Cristina Garcia coming to UNCW for reading and book signing

Shea Lenkaitis | Staff Writer

Cristina Garcia is a noted author who has published novels, anthologies, poetry and nonfiction pieces. Her latest work, released in 2011, is the young adult novel, “Dreams of Significant Girls,” and it has already received great feedback from reviewers. Most of her novels deal with political problems in Cuba. She has been honored with multiple awards for her writing, and she continues to write about important issues people in our world are facing.

“Like other Cuban-American writers, Cristina writes ‘from’ Cuba but ‘toward’ the United States,” explains Gustavo Pérez Firmat, a professor at Columbia University.

Garcia was born in Havana, Cuba, but her family fled to New York, after Fidel Castro came to power in Cuba, when she was only two years old. She grew up in the Brooklyn area but still finds inspiration for her writing from her Cuban roots and the struggles her family faced.

She received her bachelor’s degree from Barnard College in political science in 1979, and she attended John Hopkins University for her master’s in European and Latin American Studies in 1981. Her interest and studies in these varying fields shows through in all of her writing.

After graduating from college, she became a political reporter for Time Magazine before she started writing more fiction pieces, which led to her becoming a well-known novelist. 

Her first novel, “Dreaming in Cuban,” which was published in 1992, received critical acclaim and paved the way for her future writing career. It was a finalist for the National Book Award, and even though she did not win, she has won many different awards for her writing since then, such as The Whiting Writer’s Award in 1996, The Janet Heidinger Kafka Prize in 1997, The Northern California Book Award in 2008 and many more.

Garcia now resides in New Mexico, but she travels throughout the country teaching courses at various universities, performing book readings and assisting with writing workshops. She has also been a literary judge and has contributed to the writing community in many ways.

Garcia’s next event will be here at UNCW on March 7. She will be in Lumina Theater in the Fisher Student Center at 4:30 p.m. to do a reading followed by a book signing. This is part of The Buckner Lecture Series being held here, and this is a great opportunity to hear stories from a successful author.

The event is free and open to the public. This event should be very enjoyable and educational based on the feedback from her previous events similar to this one. She was last at UC Berkeley, and she read from her novel, “The Lady Matador’s Hotel,” and discussed important elements of it. 

The news site, Berkeleyside, described this book, saying her “powerful and gorgeous novel tells the story of the intertwining lives of the denizens of a luxurious hotel in an unnamed Central American capital in the midst of political turmoil.”

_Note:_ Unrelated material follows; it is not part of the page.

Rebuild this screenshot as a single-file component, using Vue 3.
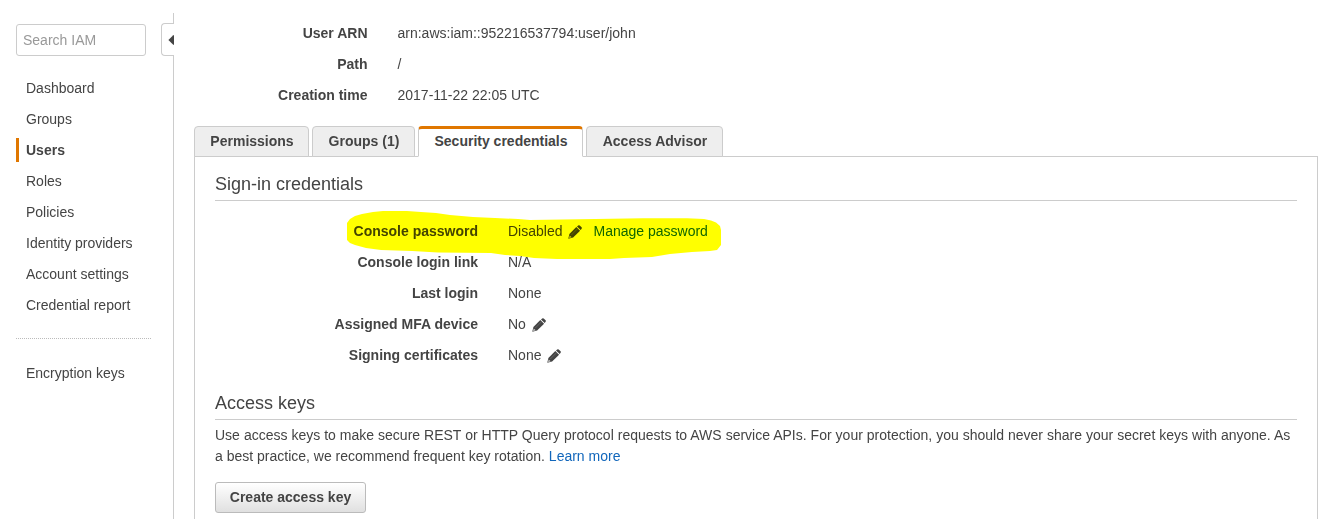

In the future, Garcia’s next big event is the Las Dos Brujas Writing Workshop, taking place in Ghost Ranch, N.M. from June 3-9. This is a conference that consists of writer’s workshops, craft talks and readings that span across the week. Attendees will have the opportunity to work and learn from many successful authors as they work on their own writing.  

“There are at least three realities competing for my attention at all times: the world I’m writing; the world I’m reading; and the world of my daily life,” Garcia said in an interview conducted by Chris Abani for Bomb Magazine.

From this, it is clear that she will continue to write and share her knowledge with her fans.